Shell Tuck Stitch Hems

Shell tuck stitch hems this week.  The shell tuck stitch makes a really decorative hem.  You could use it on a variety of garments: blouses, baby clothes, lingerie and accessories.  It  is a very versatile stitch and it’s easy to do!  The shell tuck stitch hem can be done on a sewing machine and it can also be done by hand.  The methods are very similar to the rolled hemming techniques from my last hemming post (you could almost imagine I planned that).  There are a few ways of sewing a shell tuck stitch hem by hand but I shall just show you my preferred one which is, I think, the most durable because you secure every third stitch.  Again, as with rolled hems, the shell tuck stitch works best on a finer fabric.

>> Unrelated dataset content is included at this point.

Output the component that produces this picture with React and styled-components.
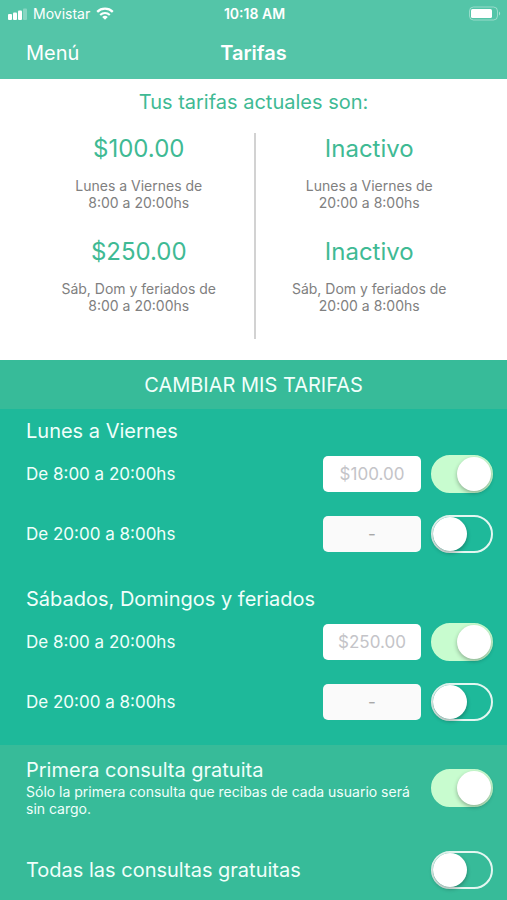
import { useState } from "react";
import styled, { createGlobalStyle } from "styled-components";

const currentRates = [
  { id: 1, price: "$100.00", days: "Lunes a Viernes de", hours: "8:00 a 20:00hs" },
  { id: 2, price: "Inactivo", days: "Lunes a Viernes de", hours: "20:00 a 8:00hs" },
  { id: 3, price: "$250.00", days: "Sáb, Dom y feriados de", hours: "8:00 a 20:00hs" },
  { id: 4, price: "Inactivo", days: "Sáb, Dom y feriados de", hours: "20:00 a 8:00hs" },
];

const groups = [
  {
    title: "Lunes a Viernes",
    rows: [
      { id: "week-day", label: "De 8:00 a 20:00hs", price: "$100.00", active: true },
      { id: "week-night", label: "De 20:00 a 8:00hs", price: "-", active: false },
    ],
  },
  {
    title: "Sábados, Domingos y feriados",
    rows: [
      { id: "weekend-day", label: "De 8:00 a 20:00hs", price: "$250.00", active: true },
      { id: "weekend-night", label: "De 20:00 a 8:00hs", price: "-", active: false },
    ],
  },
];

const RateRow = ({ row }) => {
  const [active, setActive] = useState(row.active);
  const [price, setPrice] = useState("");

  return (
    <Row>
      <RowLabel htmlFor={row.id}>{row.label}</RowLabel>
      <PriceInput
        id={row.id}
        type="text"
        placeholder={row.price}
        value={price}
        disabled={!active}
        onChange={(e) => setPrice(e.target.value)}
      />
      <Switch
        type="checkbox"
        role="switch"
        aria-label={row.label}
        checked={active}
        onChange={() => setActive(!active)}
      />
    </Row>
  );
};

const App = () => {
  const [firstFree, setFirstFree] = useState(true);
  const [allFree, setAllFree] = useState(false);

  return (
    <Page>
      <GlobalStyle />
      <Header>
        <StatusBar>
          <Carrier>
            <svg width="19" height="12" viewBox="0 0 19 12" fill="#fff">
              <rect x="0" y="6" width="4" height="6" rx="1" />
              <rect x="5" y="4.5" width="4" height="7.5" rx="1" />
              <rect x="10" y="2.5" width="4" height="9.5" rx="1" />
              <rect x="15" y="0.5" width="4" height="11.5" rx="1" opacity="0.3" />
            </svg>
            <span>Movistar</span>
            <svg width="18" height="13" viewBox="0 0 18 13" fill="none" stroke="#fff">
              <path d="M1.2 4.8a11.2 11.2 0 0 1 15.6 0" strokeWidth="2.3" />
              <path d="M4.2 7.9a7 7 0 0 1 9.6 0" strokeWidth="2.1" />
              <path d="M9 12.8 6.2 10a4 4 0 0 1 5.6 0z" fill="#fff" stroke="none" />
            </svg>
          </Carrier>
          <Time>10:18 AM</Time>
          <Battery>
            <svg width="32" height="15" viewBox="0 0 32 15">
              <rect x="0.5" y="1" width="28" height="13" rx="4" fill="none" stroke="#fff" opacity="0.4" />
              <rect x="2" y="3" width="21" height="9" rx="1.5" fill="#fff" />
              <path d="M30 5.5a2.4 2.4 0 0 1 0 4z" fill="#fff" opacity="0.5" />
            </svg>
          </Battery>
        </StatusBar>
        <NavBar>
          <MenuButton type="button">Menú</MenuButton>
          <NavTitle>Tarifas</NavTitle>
        </NavBar>
      </Header>

      <Current>
        <CurrentTitle>Tus tarifas actuales son:</CurrentTitle>
        <Rates>
          {currentRates.map((rate) => (
            <Rate key={rate.id}>
              <Price>{rate.price}</Price>
              <Schedule>
                {rate.days}
                <br />
                {rate.hours}
              </Schedule>
            </Rate>
          ))}
        </Rates>
      </Current>

      <Banner>CAMBIAR MIS TARIFAS</Banner>

      <Settings>
        {groups.map((group) => (
          <Group key={group.title}>
            <Heading>{group.title}</Heading>
            {group.rows.map((row) => (
              <RateRow key={row.id} row={row} />
            ))}
          </Group>
        ))}
      </Settings>

      <FreeSection>
        <FreeRow>
          <label htmlFor="first-free">
            <Heading as="span">Primera consulta gratuita</Heading>
            <Hint>Sólo la primera consulta que recibas de cada usuario será sin cargo.</Hint>
          </label>
          <Switch
            id="first-free"
            type="checkbox"
            role="switch"
            checked={firstFree}
            onChange={() => setFirstFree(!firstFree)}
          />
        </FreeRow>
        <FreeRow>
          <label htmlFor="all-free">
            <Heading as="span">Todas las consultas gratuitas</Heading>
          </label>
          <Switch
            id="all-free"
            type="checkbox"
            role="switch"
            checked={allFree}
            onChange={() => setAllFree(!allFree)}
          />
        </FreeRow>
      </FreeSection>
    </Page>
  );
};

const GlobalStyle = createGlobalStyle`
  * {
    box-sizing: border-box;
    margin: 0;
    padding: 0;
  }
  body {
    background: #37bb99;
    font-family: Inter, "Liberation Sans", sans-serif;
  }
  button, input {
    font-family: inherit;
  }
`;

const Page = styled.div`
  min-height: 100vh;
  color: #f0fffb;
`;

const Header = styled.header`
  background: #54c5a8;
  color: white;
`;

const StatusBar = styled.div`
  display: grid;
  grid-template-columns: 1fr auto 1fr;
  align-items: center;
  height: 27px;
  padding: 0 6px 0 8px;
  font-size: 14px;
`;

const Carrier = styled.div`
  display: flex;
  align-items: center;
  gap: 6px;
`;

const Time = styled.span`
  font-weight: 600;
`;

const Battery = styled.div`
  display: flex;
  justify-content: flex-end;
`;

const NavBar = styled.nav`
  display: grid;
  grid-template-columns: 1fr auto 1fr;
  align-items: center;
  height: 52px;
  padding: 0 26px;
`;

const MenuButton = styled.button`
  justify-self: start;
  border: none;
  background: none;
  color: white;
  font-size: 20px;
  cursor: pointer;
`;

const NavTitle = styled.h1`
  font-size: 20px;
  font-weight: 600;
`;

const Current = styled.section`
  padding: 11px 24px 21px;
  background: white;
  color: #3fba94;
  text-align: center;
`;

const CurrentTitle = styled.h2`
  margin-bottom: 18px;
  font-size: 20px;
  font-weight: 400;
  line-height: 25px;
`;

const Rates = styled.div`
  display: grid;
  grid-template-columns: 1fr 1fr;
`;

const Rate = styled.div`
  padding: 1px 0 25px;
  &:nth-child(even) {
    border-left: 2px solid #d2d2d2;
  }
`;

const Price = styled.p`
  margin-bottom: 13px;
  font-size: 24px;
  line-height: 30px;
`;

const Schedule = styled.p`
  color: #808080;
  font-size: 14px;
  line-height: 17px;
`;

const Banner = styled.h2`
  padding-top: 2px;
  font-size: 20px;
  font-weight: 400;
  line-height: 47px;
  text-align: center;
`;

const Settings = styled.section`
  background: #1eb99a;
`;

const Group = styled.div`
  padding: 10px 14px 13px 26px;
`;

const Heading = styled.h3`
  display: block;
  font-size: 20px;
  font-weight: 400;
  line-height: 25px;
`;

const Row = styled.div`
  display: flex;
  align-items: center;
  gap: 10px;
  height: 60px;
`;

const RowLabel = styled.label`
  flex: 1;
  font-size: 17px;
`;

const PriceInput = styled.input`
  width: 98px;
  height: 36px;
  border: none;
  border-radius: 5px;
  background: white;
  color: #555;
  font-size: 17px;
  text-align: center;
  &::placeholder {
    color: #c4c4c8;
  }
  &:disabled {
    background: #fafafa;
  }
  &:disabled::placeholder {
    color: #a8a8a8;
  }
`;

const Switch = styled.input`
  appearance: none;
  flex: none;
  display: flex;
  align-items: center;
  width: 62px;
  height: 38px;
  border: 2px solid #e4f7f1;
  border-radius: 19px;
  cursor: pointer;
  &::before {
    content: "";
    width: 34px;
    height: 34px;
    border-radius: 50%;
    background: white;
    box-shadow: 0 2px 4px rgba(0, 0, 0, 0.3);
  }
  &:checked {
    justify-content: flex-end;
    border-color: #c8fccf;
    background: #c8fccf;
  }
`;

const FreeSection = styled.section`
  display: flex;
  flex-direction: column;
  gap: 34px;
  padding: 13px 14px 10px 26px;
`;

const FreeRow = styled.div`
  display: flex;
  align-items: center;
  justify-content: space-between;
`;

const Hint = styled.span`
  display: block;
  font-size: 14px;
  line-height: 17px;
`;

export default App;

For both of these shell tuck stitch hemming techniques you need to match in your thread to your fabric to make them as inconspicuous as possible,  but I shall be using a contrasting colour so that you can see what I’m doing.

You need the same sewing machine presser foot that you would use for a rolled hem and it is basically the same technique, except that you need to increase the top tension on your machine so that the shells are pulled in tighter and you need to use a blind hem stitch; you might need to use a mirror blind stitch depending on your machine so that the zigzag part goes to the right.  You will probably need to experiment with the correct length and width for your stitch but it should be about 1.5 mm long and between 3.5 and 4.5 mm wide.  The needle needs to miss the actual hem both sides.  So, your straight stitches need to fall in the single layer of fabric to the left of your hem and the zigzag stitch in the middle needs to fall off the right hand side of your hem to pull in the shell shape .  If your machine won’t line up properly (like mine today; annoyingly my old machine does this really well, but this one does not want to play ball) you can sew the hem first with a long stitch then try to align the blind hemming stitch again. Afterwards remove the original hemming stitches.

For the hand version, you need to turn under a very small double fold about 6 mm deep and hold it with your left thumb and working from right to left (apologies if you are left handed).  Secure your thread to the lower edge of your hem and take a very tiny stitch from the fabric below it.  Insert the needle back into the hem in the same place it came out and push it along the fold and back out about half a centimetre along.  Take another tiny stitch from the fabric below, and again insert the needle back into the hem the same place it came out, push it along the fold and out again about half a centimetre along.

This time, taking your needle over the top, insert it into the back of the hem and out through the front, pulling the hem down into a scallop.  Repeat this stitch so that each scallop has two threads pulling the fabric down, and as you tighten it catch the thread with your needle to secure it (this is not the type of hem that you want to unravel).

You have now completed the first scallop or shell and you just need to repeat this all the way around your hem.

The machined version of the shell tuck stitch hem is more subtle but more uniform and very fast.  Obviously it would be better with a matching thread but I still think the stitches would show quite a lot.  But the hand sewn version I love.  I could work on uniformity!  But apart from that I do prefer the result to the machined one and I enjoy hand sewing a hem as well.  Now I just need to think of a project to use it on.